Small steps to a larger fight

We in PLP are fully aware that resolutions are often only token measures, but each of these carefully crafted measures deliberately includes concrete, practical steps both educators and retirees can now put into practice in the schools as well as on the streets, and has the potential to qualitatively improve our organizing efforts.

We are taking this momentum through the summer and rolling straight into the Labor Day March, where RTC members will carry signs and wear shirts that broadcast our anti-fascist, pro-worker stance without ambiguity. This isn’t nostalgia—it’s strategy. We retirees are reclaiming our power not in memory of past struggles but in continuation of them.

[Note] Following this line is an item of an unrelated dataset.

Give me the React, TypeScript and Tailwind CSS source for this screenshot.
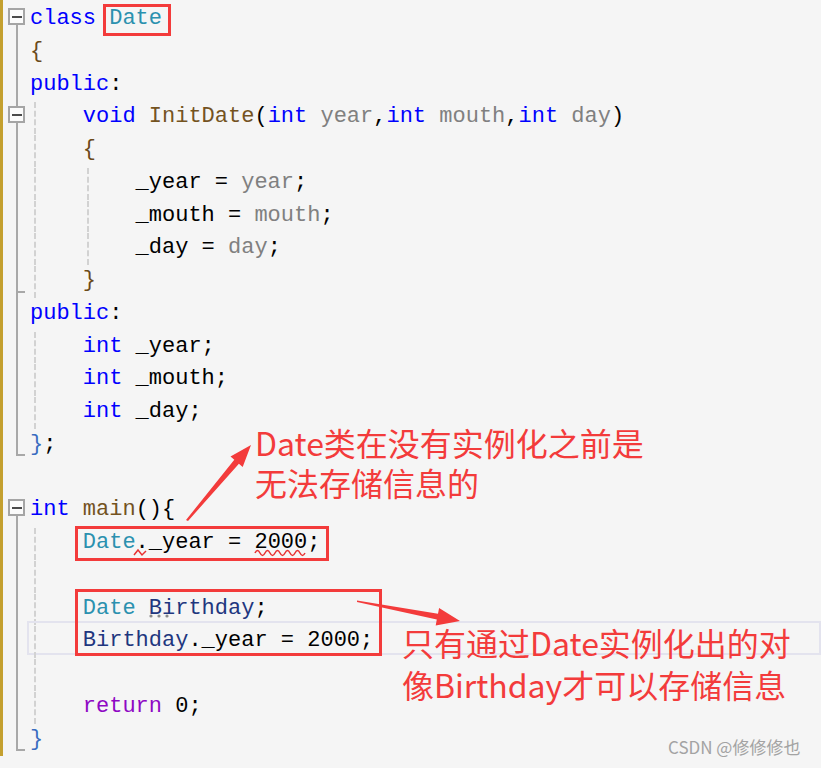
import React from "react";

type Tok = [string, string?];
type Fold = "open" | "box" | "mid" | "endmid" | "end" | "none";
type Line = { fold: Fold; ind?: number; guides?: number; toks: Tok[] };

const KW = "text-[#0000ff]";
const TY = "text-[#2b91af]";
const FN = "text-[#74531f]";
const PA = "text-[#808080]";
const VA = "text-[#1f377f]";
const RT = "text-[#8f08c4]";
const BR = "text-[#6b4a1a]";
const BB = "text-[#3a6cc0]";

const CODE: Line[] = [
  { fold: "open", toks: [["class ", KW], ["Date", TY]] },
  { fold: "mid", toks: [["{", BR]] },
  { fold: "mid", toks: [["public", KW], [":"]] },
  { fold: "box", ind: 1, guides: 1, toks: [["void", KW], [" "], ["InitDate", FN], ["("], ["int", KW], [" "], ["year", PA], [","], ["int", KW], [" "], ["mouth", PA], [","], ["int", KW], [" "], ["day", PA], [")"]] },
  { fold: "mid", ind: 1, guides: 1, toks: [["{", BR]] },
  { fold: "mid", ind: 2, guides: 2, toks: [["_year = "], ["year", PA], [";"]] },
  { fold: "mid", ind: 2, guides: 2, toks: [["_mouth = "], ["mouth", PA], [";"]] },
  { fold: "mid", ind: 2, guides: 2, toks: [["_day = "], ["day", PA], [";"]] },
  { fold: "endmid", ind: 1, guides: 1, toks: [["}", BR]] },
  { fold: "mid", toks: [["public", KW], [":"]] },
  { fold: "mid", ind: 1, guides: 1, toks: [["int", KW], [" _year;"]] },
  { fold: "mid", ind: 1, guides: 1, toks: [["int", KW], [" _mouth;"]] },
  { fold: "mid", ind: 1, guides: 1, toks: [["int", KW], [" _day;"]] },
  { fold: "end", toks: [["}", BB], [";"]] },
  { fold: "none", toks: [] },
  { fold: "open", toks: [["int", KW], [" "], ["main", FN], ["(){"]] },
  { fold: "mid", ind: 1, guides: 1, toks: [["Date", TY], ["._year = 2000;"]] },
  { fold: "mid", ind: 1, guides: 1, toks: [] },
  { fold: "mid", ind: 1, guides: 1, toks: [["Date", TY], [" "], ["Birthday", VA], [";"]] },
  { fold: "mid", ind: 1, guides: 1, toks: [["Birthday", VA], ["._year = 2000;"]] },
  { fold: "mid", ind: 1, guides: 1, toks: [] },
  { fold: "mid", ind: 1, guides: 1, toks: [["return", RT], [" 0;"]] },
  { fold: "end", toks: [["}", BB]] },
];

const LINE_COLOR = "bg-[#a8a8a8]";

const Box = () => (
  <div className="w-[17px] h-[17px] -ml-[8px] shrink-0 border-2 border-[#a5a5a5] bg-[#fbfbfb] flex items-center justify-center">
    <div className="w-[10px] h-[2px] bg-[#4a4a4a]" />
  </div>
);

const Gutter = ({ fold }: { fold: Fold }) => {
  return (
    <div className="w-[27px] h-full shrink-0 flex flex-col items-start pl-[13px]">
      {fold === "open" && (
        <>
          <div className="h-[5px]" />
          <Box />
          <div className={`flex-1 w-[2px] ${LINE_COLOR}`} />
        </>
      )}
      {fold === "box" && (
        <>
          <div className={`h-[5px] w-[2px] ${LINE_COLOR}`} />
          <Box />
          <div className={`flex-1 w-[2px] ${LINE_COLOR}`} />
        </>
      )}
      {fold === "mid" && <div className={`h-full w-[2px] ${LINE_COLOR}`} />}
      {fold === "endmid" && (
        <>
          <div className={`h-[26px] w-[2px] ${LINE_COLOR}`} />
          <div className={`h-[2px] w-[9px] ${LINE_COLOR}`} />
          <div className={`flex-1 w-[2px] ${LINE_COLOR}`} />
        </>
      )}
      {fold === "end" && (
        <>
          <div className={`h-[25px] w-[2px] ${LINE_COLOR}`} />
          <div className={`h-[2px] w-[9px] ${LINE_COLOR}`} />
        </>
      )}
    </div>
  );
};

const Indent = ({ guide }: { guide: boolean }) => (
  <span className="inline-block w-[52.8px] h-[32.75px] align-top pl-[4px] pt-[1px]">
    {guide && <span className="block h-full border-l-2 border-dashed border-[#d2d2d2]" />}
  </span>
);

const App: React.FC = () => {
  return (
    <div className="relative w-[821px] h-[768px] overflow-hidden bg-[#f5f5f5]">
      {/* editor */}
      <div className="border-l-[3px] border-[#c4a02f] pt-[3px] font-['Liberation_Mono',monospace] text-[22px] text-black">
        {CODE.map((line, i) => (
          <div key={i} className="flex h-[32.75px]">
            <Gutter fold={line.fold} />
            <div className="relative flex-1 leading-[32.75px] whitespace-pre">
              {i === 19 && (
                <div className="absolute -left-[3px] right-0 -top-[4px] h-[34px] border-2 border-[#e3e3ee]" />
              )}
              <span className="relative">
                {Array.from({ length: line.ind ?? 0 }).map((_, k) => (
                  <Indent key={k} guide={k < (line.guides ?? 0)} />
                ))}
                {line.toks.map(([t, c], j) => (
                  <span key={j} className={c ?? "text-black"}>
                    {t}
                  </span>
                ))}
              </span>
            </div>
          </div>
        ))}
      </div>

      {/* annotation boxes */}
      <div className="absolute left-[103px] top-[4px] w-[68px] h-[32px] border-[3px] border-[#f33b3b]" />
      <div className="absolute left-[75px] top-[526px] w-[254px] h-[35px] border-[3px] border-[#f33b3b]" />
      <div className="absolute left-[75px] top-[589px] w-[307px] h-[67px] border-[3px] border-[#f33b3b]" />

      {/* squiggles, hint dots, arrows */}
      <svg className="absolute inset-0 pointer-events-none" width="821" height="768">
        <path d="M134 555 L138 550 L142 555 L146 551" fill="none" stroke="#e83030" strokeWidth="1.5" />
        <path
          d="M255 553 Q257.5 548 260 553 T265 553 T270 553 T275 553 T280 553 T285 553 T290 553 T295 553 T300 553 T305 553"
          fill="none"
          stroke="#e83030"
          strokeWidth="1.5"
        />
        <circle cx="151" cy="616" r="1.6" fill="#8a8a8a" />
        <circle cx="159" cy="616" r="1.6" fill="#8a8a8a" />
        <circle cx="167" cy="616" r="1.6" fill="#8a8a8a" />
        <polygon
          points="186,520 234.3,459.7 230.5,456.5 251,445 242.7,466.9 238.9,463.7 188,521"
          fill="#f33b3b"
        />
        <polygon
          points="357,600.5 438,613.8 439.1,607.9 460,621 435.7,625.5 436.8,619.6 357,602"
          fill="#f33b3b"
        />
      </svg>

      {/* notes */}
      <div className="absolute left-[255px] top-[422px] flex flex-col text-[32px] leading-[40px] text-[#f33b3b] font-['Noto_Sans_CJK_SC',sans-serif] whitespace-nowrap">
        <span>Date类在没有实例化之前是</span>
        <span>无法存储信息的</span>
      </div>
      <div className="absolute left-[402px] top-[621px] flex flex-col text-[32px] leading-[42px] text-[#f33b3b] font-['Noto_Sans_CJK_SC',sans-serif] whitespace-nowrap">
        <span>只有通过Date实例化出的对</span>
        <span>像Birthday才可以存储信息</span>
      </div>
      <div className="absolute left-[668px] top-[737px] text-[17px] leading-[20px] text-[#a3a3a3] font-['Noto_Sans_CJK_SC',sans-serif] whitespace-nowrap">
        CSDN @修修修也
      </div>
    </div>
  );
};

export default App;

The RTC’s growing militancy isn’t accidental—it has been influenced by the sustained ideological engagement and organizing by our Party and its allies. While the mass movement may surge with righteoussanger, we in PLP understand that the class struggle is long-term, and our work must harness that energy toward a revolutionary horizon. We fight within the struggles of today, not as an end in themselves, but to deepen political understanding and forge leaders for the struggles of tomorrow.

We don’t romanticize retirement; we radicalize it. Our goal is to win masses of people to communism, and that requires a conscious, organized base willing to challenge capitalist decay with revolutionary communist clarity. The fight isn’t easy! But we’re not in it for symbolism or reform. We’re in it to win it.